Anodic dissolution behavior and microstructure preparation of nickel based superalloy in cryogenic-shielded and laser-assisted electrochemical machining

Leading and trailing edges are critical components of blisks, requiring not only high profile accuracy but also "four-zero" processing-free of recast layers, heat-affected zones, micro-cracks, and stray corrosion. The high- precision "shape coordination" manufacturing of these edges has garnered significant attention in the industry.
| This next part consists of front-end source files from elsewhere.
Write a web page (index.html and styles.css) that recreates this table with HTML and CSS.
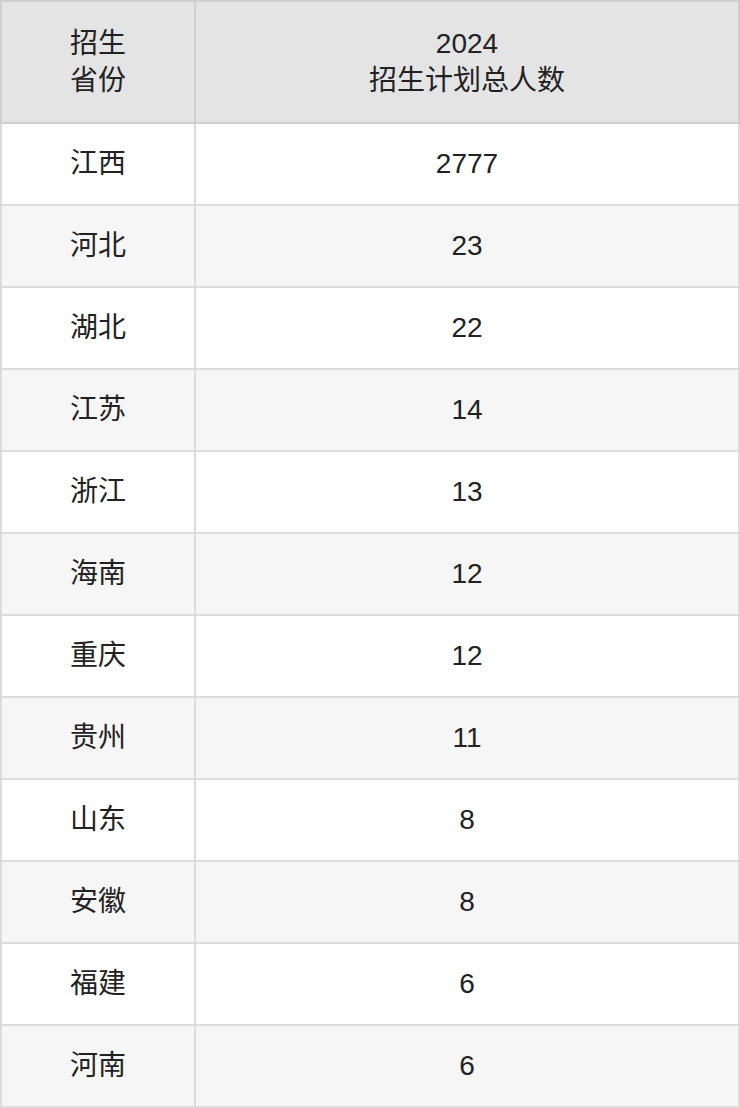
FILE: index.html
```html
<!DOCTYPE html>
<html lang="zh">
<head>
<meta charset="utf-8">
<link rel="stylesheet" href="styles.css">
</head>
<body>
<table class="plan">
  <thead>
    <tr><th class="c1">招生<br>省份</th><th class="c2">2024<br>招生计划总人数</th></tr>
  </thead>
  <tbody>
    <tr><td>江西</td><td>2777</td></tr>
    <tr><td>河北</td><td>23</td></tr>
    <tr><td>湖北</td><td>22</td></tr>
    <tr><td>江苏</td><td>14</td></tr>
    <tr><td>浙江</td><td>13</td></tr>
    <tr><td>海南</td><td>12</td></tr>
    <tr><td>重庆</td><td>12</td></tr>
    <tr><td>贵州</td><td>11</td></tr>
    <tr><td>山东</td><td>8</td></tr>
    <tr><td>安徽</td><td>8</td></tr>
    <tr><td>福建</td><td>6</td></tr>
    <tr><td>河南</td><td>6</td></tr>
  </tbody>
</table>
</body>
</html>
```
FILE: styles.css
```css
html, body { margin: 0; padding: 0; background: #fff; }
.plan {
  width: 740px;
  border-collapse: collapse;
  font-family: "Liberation Sans", "Noto Sans CJK SC", sans-serif;
  font-size: 28px;
  color: #222;
  table-layout: fixed;
}
.plan th, .plan td {
  border: 2px solid #dcdcdc;
  text-align: center;
  vertical-align: middle;
  padding: 0;
  font-weight: normal;
}
.plan th {
  background: #e4e4e4;
  height: 120px;
  line-height: 37px;
  border-color: #cfcfcf;
}
.plan .c1 { width: 192px; }
.plan td { height: 80px; line-height: 32px; }
.plan tbody tr:nth-child(even) td { background: #f6f6f6; }
```
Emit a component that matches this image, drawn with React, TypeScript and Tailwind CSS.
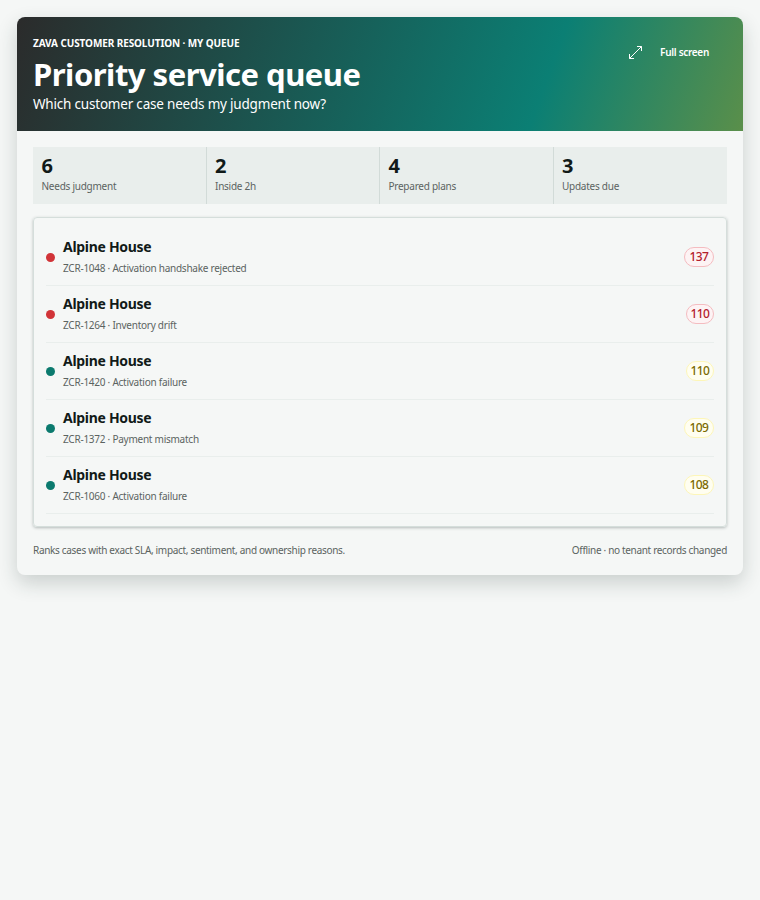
import React from "react";

const rows = [
  { id: "ZCR-1048", reason: "Activation handshake rejected", score: "137", red: true, w: "w-[30px]" },
  { id: "ZCR-1264", reason: "Inventory drift", score: "110", red: true, w: "w-[28px]" },
  { id: "ZCR-1420", reason: "Activation failure", score: "110", red: false, w: "w-[28px]" },
  { id: "ZCR-1372", reason: "Payment mismatch", score: "109", red: false, w: "w-[30px]" },
  { id: "ZCR-1060", reason: "Activation failure", score: "108", red: false, w: "w-[30px]" },
];

const stats = [
  { n: "6", label: "Needs judgment" },
  { n: "2", label: "Inside 2h" },
  { n: "4", label: "Prepared plans" },
  { n: "3", label: "Updates due" },
];

export default function App() {
  return (
    <div className="min-h-[900px] bg-[#f5f7f6] p-[17px] font-['Noto_Sans','Open_Sans',sans-serif] text-[#111a18]">
      <div className="overflow-hidden rounded-lg bg-[#f5f7f6] shadow-[0_8px_20px_rgba(30,50,45,0.2)]">
        <header className="flex h-[114px] items-start justify-between bg-[linear-gradient(110deg,#2b2b2b_0%,#0b7f74_72%,#5a8f4a_100%)] pl-4 pr-[34px] text-white">
          <div className="pt-[19px]">
            <div className="text-[10px] leading-[15px] font-bold tracking-[-0.1px]">ZAVA CUSTOMER RESOLUTION · MY QUEUE</div>
            <h1 className="mt-[3px] text-[31px] leading-[40px] font-bold tracking-[-0.5px]">Priority service queue</h1>
            <p className="mt-[1px] text-[13.5px] leading-[18px] tracking-[-0.2px]">Which customer case needs my judgment now?</p>
          </div>
          <button className="mt-[28px] flex items-center gap-[18px] text-[10px] leading-[15px] font-semibold tracking-[-0.3px]">
            <svg width="13" height="13" viewBox="0 0 13 13" fill="none" stroke="currentColor" strokeWidth="1">
              <path d="M0.5 12.5 L12.5 0.5 M8 0.5 H12.5 V5 M0.5 8 V12.5 H5" />
            </svg>
            Full screen
          </button>
        </header>
        <main className="px-4 pt-4 pb-[18px]">
          <section className="grid h-[57px] grid-cols-4 bg-[#e9eeec]">
            {stats.map((s, i) => (
              <div key={s.label} className={`pr-2 pl-[8.5px] pt-[7px] ${i < 3 ? "border-r border-[#d2dbd8]" : ""}`}>
                <div className="text-xl leading-[24px] font-bold">{s.n}</div>
                <div className="mt-[1px] text-[10px] leading-[14px] tracking-[-0.25px] text-[#5b6361]">{s.label}</div>
              </div>
            ))}
          </section>
          <section className="mt-[13px] h-[310px] rounded border border-[#d5dedb] px-3 pt-[11px] shadow-[0_1px_3px_rgba(30,50,45,0.3)]">
            {rows.map((r) => (
              <div key={r.id} className="flex h-[57px] items-center border-b border-[#e9eeec]">
                <span className={`h-[9px] w-[9px] shrink-0 rounded-full ${r.red ? "bg-[#d13438]" : "bg-[#0b7a6e]"}`} />
                <div className="ml-2 min-w-0 flex-1 pb-[1px]">
                  <div className="text-sm leading-[18px] font-bold tracking-[-0.3px]">Alpine House</div>
                  <div className="mt-[5px] text-[10px] leading-[14px] tracking-[-0.25px] text-[#5b6361]">
                    {r.id} · {r.reason}
                  </div>
                </div>
                <span
                  className={`${r.w} rounded-full border text-center text-xs leading-[18px] font-medium tracking-[-0.6px] ${
                    r.red ? "border-[#f4bcc0] bg-[#fdf3f4] text-[#b3202c]" : "border-[#fdf6b8] bg-[#fffef0] text-[#7a6a00]"
                  }`}
                >
                  {r.score}
                </span>
              </div>
            ))}
          </section>
          <footer className="mt-[16px] flex justify-between text-[10px] leading-[14px] tracking-[-0.32px] text-[#5b6361]">
            <span>Ranks cases with exact SLA, impact, sentiment, and ownership reasons.</span>
            <span>Offline · no tenant records changed</span>
          </footer>
        </main>
      </div>
    </div>
  );
}
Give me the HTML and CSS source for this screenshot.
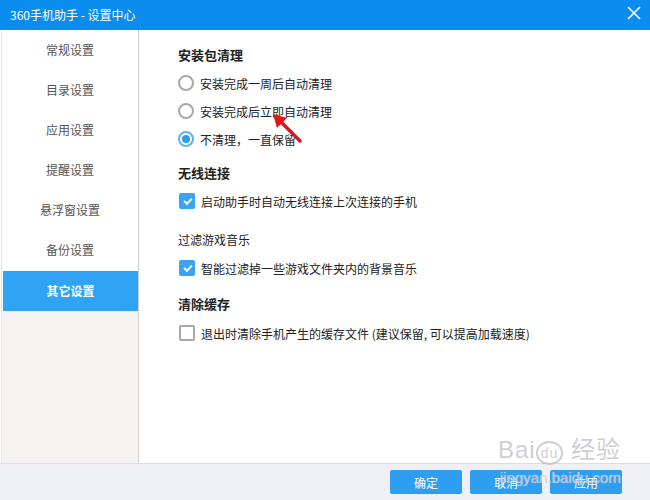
FILE: index.html
```html
<!DOCTYPE html>
<html lang="zh-CN">
<head>
    <meta charset="UTF-8">
    <title>360手机助手 - 设置中心</title>
    <link rel="stylesheet" href="styles.css">
</head>
<body>
<div class="window">

    <!-- Title bar -->
    <div class="titlebar">
        <span class="title">360手机助手 - 设置中心</span>
        <svg class="close" width="14" height="14" viewBox="0 0 14 14">
            <path d="M1 1 L13 13 M13 1 L1 13" stroke="#fff" stroke-width="1.6" fill="none"/>
        </svg>
    </div>

    <div class="main">
        <!-- Left menu -->
        <div class="sidebar">
            <ul class="menu">
                <li>常规设置</li>
                <li>目录设置</li>
                <li>应用设置</li>
                <li>提醒设置</li>
                <li>悬浮窗设置</li>
                <li>备份设置</li>
                <li class="active">其它设置</li>
            </ul>
        </div>

        <!-- Settings -->
        <div class="content">
            <div class="heading">安装包清理</div>
            <label class="row"><span class="radio"></span>安装完成一周后自动清理</label>
            <label class="row"><span class="radio"></span>安装完成后立即自动清理</label>
            <label class="row"><span class="radio checked"></span>不清理，一直保留</label>

            <div class="heading sec2">无线连接</div>
            <label class="row"><span class="check checked"></span>启动助手时自动无线连接上次连接的手机</label>

            <div class="subheading">过滤游戏音乐</div>
            <label class="row"><span class="check checked"></span>智能过滤掉一些游戏文件夹内的背景音乐</label>

            <div class="heading sec4">清除缓存</div>
            <label class="row"><span class="check"></span>退出时清除手机产生的缓存文件 (建议保留, 可以提高加载速度)</label>

            <!-- red arrow annotation -->
            <svg class="arrow" width="40" height="40" viewBox="0 0 40 40">
                <path d="M33 32 L14 13" stroke="#e0161b" stroke-width="3.5" stroke-linecap="round"/>
                <path d="M6 5 L20 9 L10 19 Z" fill="#e0161b"/>
            </svg>
        </div>
    </div>

    <!-- Bottom buttons -->
    <div class="footer">
        <button class="btn">确定</button>
        <button class="btn">取消</button>
        <button class="btn">应用</button>
    </div>

    <!-- watermark -->
    <div class="watermark">
        <div class="wm-logo">Bai<span class="paw">du</span> 经验</div>
        <div class="wm-url">jingyan.baidu.com</div>
    </div>
</div>
</body>
</html>
```

FILE: styles.css
```css
/* Page */
body {
    margin: 0;
    font-family: "Noto Sans CJK SC", "Liberation Sans", sans-serif;
    font-size: 12px;
    color: #222;
    background: #fff;
}

.window {
    position: relative;
    width: 650px;
    height: 500px;
    display: flex;
    flex-direction: column;
    overflow: hidden;
}

/* Title bar */
.titlebar {
    height: 30px;
    background-color: #0b8df0;
    display: flex;
    align-items: center;
    justify-content: space-between;
    padding: 0 9px 0 10px;
    color: #fff;
    flex-shrink: 0;
}

.title {
    font-size: 12px;
    line-height: 30px;
}

.close {
    margin-top: -4px;
}

/* Main area */
.main {
    flex: 1;
    display: flex;
}

.sidebar {
    width: 136px;
    margin-left: 1px;
    border-left: 1px solid #e6e6e6;
    border-right: 1px solid #cfcfcf;
    background-color: #f5f3f2;
}

.menu {
    list-style: none;
    margin: 0;
    padding: 0;
    background: #fff;
}

.menu li {
    height: 40px;
    line-height: 40px;
    text-align: center;
    color: #555;
}

.menu li.active {
    background-color: #31a3f4;
    color: #fff;
    font-weight: bold;
    margin-left: 1px;
    position: relative;
    top: 1px;
}

/* Content */
.content {
    position: relative;
    flex: 1;
    padding: 15px 0 0 39px;
}

.heading {
    font-size: 13px;
    font-weight: bold;
    line-height: 20px;
    height: 20px;
    margin-bottom: 4px;
}

.heading.sec2 {
    margin-top: 10px;
}

.heading.sec4 {
    margin-top: 12px;
    margin-bottom: 5px;
}

.subheading {
    line-height: 20px;
    height: 20px;
    margin-top: 15px;
    margin-bottom: 4px;
}

.row {
    display: flex;
    align-items: center;
    height: 28px;
    gap: 6px;
}

/* Radio buttons */
.radio {
    width: 12px;
    height: 12px;
    border: 2px solid #a9a9a9;
    border-radius: 50%;
    box-sizing: content-box;
    flex-shrink: 0;
    position: relative;
}

.radio.checked {
    border-color: #5fb3ee;
}

.radio.checked::after {
    content: "";
    position: absolute;
    left: 2px;
    top: 2px;
    width: 8px;
    height: 8px;
    border-radius: 50%;
    background: #2f9cf0;
}

/* Checkboxes */
.check {
    width: 12px;
    height: 12px;
    border: 2px solid #a8a8a8;
    border-radius: 2px;
    flex-shrink: 0;
    position: relative;
    margin-left: 1px;
}

.check.checked {
    background: #3ba3f1;
    border-color: #3ba3f1;
}

.check.checked::after {
    content: "";
    position: absolute;
    left: 3px;
    top: 1px;
    width: 6px;
    height: 3px;
    border-left: 2px solid #fff;
    border-bottom: 2px solid #fff;
    transform: rotate(-45deg);
    top: 3px;
}

/* Annotation arrow */
.arrow {
    position: absolute;
    left: 128px;
    top: 79px;
}

/* Footer */
.footer {
    height: 36px;
    flex-shrink: 0;
    border-top: 1px solid #dcdde2;
    background-color: #eff0f4;
    display: flex;
    justify-content: flex-end;
    align-items: center;
    gap: 8px;
    padding-right: 28px;
}

.btn {
    width: 72px;
    height: 24px;
    border: none;
    border-radius: 2px;
    background-color: #2d9ef2;
    color: #fff;
    font-family: inherit;
    font-size: 12px;
    padding: 0;
}

/* Watermark */
.watermark {
    position: absolute;
    left: 498px;
    top: 436px;
    color: rgba(190, 190, 195, 0.75);
    pointer-events: none;
    text-shadow: 0 0 1px rgba(255, 255, 255, 0.8);
}

.wm-logo {
    font-family: "Liberation Sans", "Noto Sans CJK SC", sans-serif;
    font-size: 24px;
    line-height: 28px;
    letter-spacing: 1px;
}

.paw {
    display: inline-block;
    font-size: 14px;
    line-height: 20px;
    padding: 0 3px;
    border: 2px solid rgba(190, 190, 195, 0.75);
    border-radius: 50%;
}

.wm-url {
    font-family: "Liberation Sans", sans-serif;
    font-size: 15px;
    line-height: 18px;
    margin-top: 4px;
    margin-left: 2px;
}
```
In order to achieve high quality machining of the leading and trailing edges while mitigating stray current corrosion on non-machined surfaces, an innovative cryogenic-shielded and laser-assisted electrochemical machining (CS-LA-ECM) process was proposed for the first time. First, the anodic dissolution mechanism of the CS-LA-ECM process was analyzed using open-circuit potential, potentiodynamic polarization, potentiostatic polarization, and electrochemical impedance spectroscopy. The tests revealed pronounced active, passive, and transpassive behaviors of GH4049 in the CS-LA-ECM process. The passive film formed in the CS-LA-ECM process was richer in Al2O3, MoO3, Fe2 +/Fe3+ ratio, and lacked NiO and MoO2, indicating a compact structure that enhances corrosion resistance and reduces stray corrosion. Multi-physical field modeling and simulation of the CS-LA-ECM process were conducted to examine the effects of cryogenic shielding and laser-assisted on the machining characteristics. Exploratory experiments demonstrated the successful fabrication of high quality leading and trailing edges on the GH4049 workpieces using the CS-LA-ECM process. Surface analysis showed improvements of 68.3 % in profile accuracy, 15.9 % in surface roughness, and a 81.2 % reduction in stray corrosion compared to conventional ECM process. The results confirm that the CS-LA-ECM process significantly reduces stray corrosion while ensuring high quality machining of leading and trailing edges, making it a promising technique for precision manufacturing in the aerospace industry.